Senza riassumere e anticipare, quindi, ma informando: c’è un corposo capitolo sul cinema, uno sulla letteratura cui abbiamo già accennato, dove compare anche una sorprendente Aelita di Lev Nicolaevic Tolstoj, oltre il prevedibile Ray Bradbury delle poetiche Cronache marziane; c’e quello dedicato a tutti gli altri “mass-mars-media”: come dimenticare David Bowie ma anche la moda? E c’è il capitolo sulle inevitabili e numerosissime bufale, prima tra le quali la controversia sul Volto di Cydonia, e quello sulla sfida a “stelle rosse e stelle a strisce” che Andretta aveva già raccontato con riferimento alle missioni sulla Luna e che in questo libro ripercorre con destinazione Marte.
Ci sono ritratti dei maggiori protagonisti di questa lunghissima storia, tra i quali il Percival Lowell già ricordato e l’onnipresente, quando si parla di “spazio”, Carl Sagan. In chiusura la cronaca più recente di tutte le missioni che abbiamo seguito di recente, alcune delle quali ancora attive, e con le quali ci si può collegare (per i link… al libro della Andretta), nonché l’irruzione di altre potenze missilistiche, Cina, India, Emirati Arabi ma anche dei privati, Richard Branson e Elon Musk su tutti.
C’è tutto questo, raccontato anche in maniera più che accessibile e spesso anche divertente ma, su tutto, quella consapevolezza e necessaria avvertenza cui accennavamo all’inizio: ripercorrere l’affascinante avventura del Pianeta Rosso, come recita il sottotitolo, è un esercizio di storia culturale “in quanto Marte è costantemente presente nella revisione di miti e racconti provenienti dall’antichità, letti e riletti nei contesti storici dell’epoca in cui vengono generati, ma costantemente adattati sulla base dell’avanzamento delle scoperte tecnico-scientifiche da parte dei contemporanei”.
Per tornare all’inizio: andremo su Marte perché è difficile, perché ci piacciono le sfide, da quando siamo usciti dalla savana, perché “fatti non fummo a viver come bruti”, perché siamo animati da curiosità e abbiamo perseveranza (non a caso, Curiosity e Perseverance, i nomi di alcuni degli ultimi rover che siamo riusciti a depositare sul pianeta rosso ).

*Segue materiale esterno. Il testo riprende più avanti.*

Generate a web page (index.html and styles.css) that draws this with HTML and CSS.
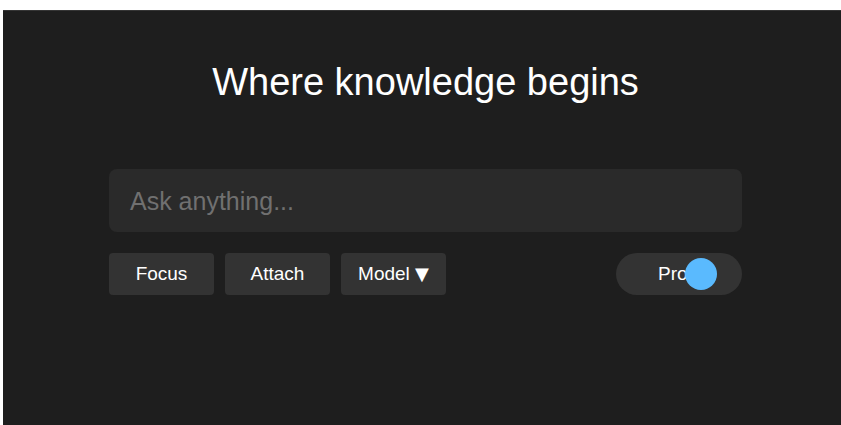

E vi troveremo noi stessi: “C’è vita su Marte – come esclamò entusiasta Ray Bradbury nel 1976, osservando l’inesistenza di vita intelligente dalle immagini del Viking I – Guardaci. Siamo noi i marziani!”.
I marziani fanno parte del nostro destino da quando popolano il nostro immaginario. Ora sappiamo, come Ray Bardbury aveva genialmente anticipato, che non saranno popolazioni autoctone, tanto meno gli antichi astronauti che avrebbero visitato la Terra nel lontano passato (tra l’altro costruendo piramidi e sfingi, va da sé): “saranno invece quei terrestri che, generazione dopo generazione, faranno di Marte la loro casa, diventando a tutti gli effetti, i marziani”.